Mohammad Ayub Miah has been appointed as the chairman of the new bank, and its head office is located at Sena Kalyan Bhaban in Dhaka's Motijheel. The other board of directors of the bank are Secretary to Legislative and Parliamentary Affair Division Hafiz Ahmed Chowdhury, Secretary of the Chief Adviser's Office M Saifullah Panna, Secretary of the Ministry of Religious Affairs Md Kamal Uddin, Secretary of the Economic Relations Division Md Shahriar Kader Siddiky, Joint Secretary of the Finance Division Md Rashedul Amin and FID's Joint Secretary Sheikh Farid.
Attempts to reach Mohammad Ayub Miah for comments regarding the delisting roadmap were unsuccessful.
Under current capital market rules, issuer firms usually apply to the commission for delisting by offering to buy back free-float shares at a price determined through a valuation process. A recent precedent involves Beximco Synthetic, which delisted from the market by buying back its free-float shares at a face value of Tk10 each. However, given the financial health of the merged banks, it remains unclear if a similar buyback model is feasible.
In early November, the central bank dissolved the boards of the five troubled banks and appointed administrators to facilitate the merger. On 6 November, the stock exchanges suspended trading of their shares following a Bangladesh Bank directive.
The market capitalisation of the five banks currently stands at Tk1,329 crore, with a total of 582 crore shares outstanding. The shareholding structures vary significantly across the five institutions, posing a challenge for a unified delisting strategy.

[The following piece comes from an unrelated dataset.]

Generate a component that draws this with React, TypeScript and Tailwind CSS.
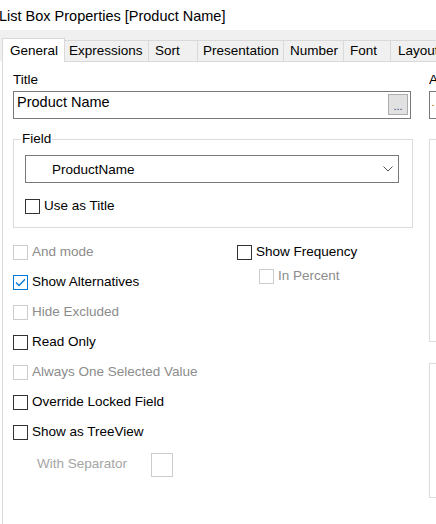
import React from 'react';

type CheckState = 'on' | 'off' | 'disabled';

interface Tab {
  name: string;
  width: string;
  pad: string;
}

const TABS: Tab[] = [
  { name: 'Expressions', width: 'w-[84px]', pad: 'pl-[4px]' },
  { name: 'Sort', width: 'w-[49px]', pad: 'pl-[6px]' },
  { name: 'Presentation', width: 'w-[86px]', pad: 'pl-[5px]' },
  { name: 'Number', width: 'w-[60px]', pad: 'pl-[6px]' },
  { name: 'Font', width: 'w-[47px]', pad: 'pl-[6px]' },
  { name: 'Layout', width: 'w-[60px]', pad: 'pl-[7px]' },
];

const Check: React.FC<{ state: CheckState; label: string }> = ({ state, label }) => {
  const box =
    state === 'on'
      ? 'border-[#0078d7]'
      : state === 'disabled'
        ? 'border-[#cccccc]'
        : 'border-[#333333]';
  return (
    <div className="flex items-center gap-[4px]">
      <span className={`w-[15px] h-[15px] border ${box} bg-white flex items-center justify-center shrink-0`}>
        {state === 'on' && (
          <svg width="11" height="9" viewBox="0 0 11 9">
            <path d="M1 4.5 L4 7.5 L10 1.2" fill="none" stroke="#0078d7" strokeWidth="1.3" />
          </svg>
        )}
      </span>
      <span className={state === 'disabled' ? 'text-[#8c8c8c]' : 'text-black'}>{label}</span>
    </div>
  );
};

const Row: React.FC<{ state: CheckState; label: string }> = ({ state, label }) => (
  <div className="h-[30px] flex items-center">
    <Check state={state} label={label} />
  </div>
);

const App: React.FC = () => {
  return (
    <div className="w-[436px] h-[524px] overflow-hidden bg-white text-[13.5px] leading-[16px] text-black font-['Liberation_Sans',Arial,sans-serif]">
      {/* window caption */}
      <div className="h-[30px] flex items-center pt-px -ml-px text-[14.5px] whitespace-nowrap">
        List Box Properties [Product Name]
      </div>

      {/* tab strip */}
      <div className="bg-[#f0f0f0] pt-[8px] pl-[2px]">
        <div className="h-[23px] flex items-end whitespace-nowrap">
          <div className="relative z-10 -mb-px h-[24px] w-[63px] shrink-0 bg-white border border-b-0 border-[#d9d9d9] pl-[7px] pt-[4px]">
            General
          </div>
          {TABS.map(t => (
            <div
              key={t.name}
              className={`h-[21px] ${t.width} ${t.pad} shrink-0 flex items-center border-t border-r border-[#d9d9d9] bg-[#f0f0f0]`}
            >
              {t.name}
            </div>
          ))}
        </div>
      </div>

      {/* General page */}
      <div className="ml-[2px] h-[464px] bg-white border-l border-t border-[#d9d9d9] pl-[10px] flex">
        <div className="w-[416px] shrink-0">
          <div className="mt-[10px]">Title</div>
          <div className="mt-[3px] w-[398px] h-[28px] border border-[#7a7a7a] flex items-start justify-between">
            <span className="pl-[3px] pt-[1px] text-[14.5px] leading-[18px]">Product Name</span>
            <span className="mt-[2px] mr-[2px] w-[20px] h-[21px] bg-[#e1e1e1] border border-[#adadad] flex items-end justify-center pb-[2px] text-[11px] leading-[11px] text-[#1c3d6e]">
              ...
            </span>
          </div>

          <div className="relative mt-[20px] w-[400px] border border-[#dcdcdc] pl-[11px] pt-[15px] pb-[6px]">
            <span className="absolute -top-[9px] left-[7px] bg-white px-[1px]">Field</span>
            <div className="w-[374px] h-[28px] border border-[#7a7a7a] flex items-center justify-between pl-[26px] pr-[5px]">
              <span className="pt-px">ProductName</span>
              <svg width="10" height="6" viewBox="0 0 10 6">
                <path d="M0.5 0.5 L5 5 L9.5 0.5" fill="none" stroke="#505050" strokeWidth="1" />
              </svg>
            </div>
            <div className="mt-[8px] h-[30px] flex items-center">
              <Check state="off" label="Use as Title" />
            </div>
          </div>

          <div className="mt-[9px] flex">
            <div className="w-[224px] shrink-0">
              <Row state="disabled" label="And mode" />
              <Row state="on" label="Show Alternatives" />
              <Row state="disabled" label="Hide Excluded" />
              <Row state="off" label="Read Only" />
              <Row state="disabled" label="Always One Selected Value" />
              <Row state="off" label="Override Locked Field" />
              <Row state="off" label="Show as TreeView" />
            </div>
            <div>
              <Row state="off" label="Show Frequency" />
              <div className="h-[18px] pl-[22px] flex items-center">
                <Check state="disabled" label="In Percent" />
              </div>
            </div>
          </div>

          <div className="mt-[6px] h-[24px] pl-[24px] flex items-center gap-[24px]">
            <span className="pb-[2px] text-[#a5a5a5]">With Separator</span>
            <span className="w-[22px] h-[24px] border border-[#cccccc]" />
          </div>
        </div>

        {/* second column, clipped by the window edge */}
        <div className="flex-1 overflow-hidden">
          <div className="mt-[10px]">A</div>
          <div className="mt-[3px] h-[28px] w-[120px] border border-[#7a7a7a] flex items-center pl-[2px]">
            <span className="w-[2px] h-px bg-[#e08a3c]" />
          </div>
          <div className="mt-[20px] h-[203px] w-[120px] border border-[#dcdcdc]" />
          <div className="mt-[21px] h-[135px] w-[120px] border border-[#dcdcdc]" />
        </div>
      </div>
    </div>
  );
};

export default App;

As of 31 October, First Security Islami Bank had the highest public exposure, with general investors holding 65.05% of its shares, while sponsors and directors held only 5.90%. In contrast, Social Islami Bank is heavily held by institutions, which own 68.54% of the company, with public holding at 18.97%. Union Bank has a majority sponsor holding of 54.49%, while Global Islami Bank has zero foreign investment and a 53.37% institutional holding. Exim Bank's structure is more balanced, with 32.44% held by sponsors and 39.31% by the public.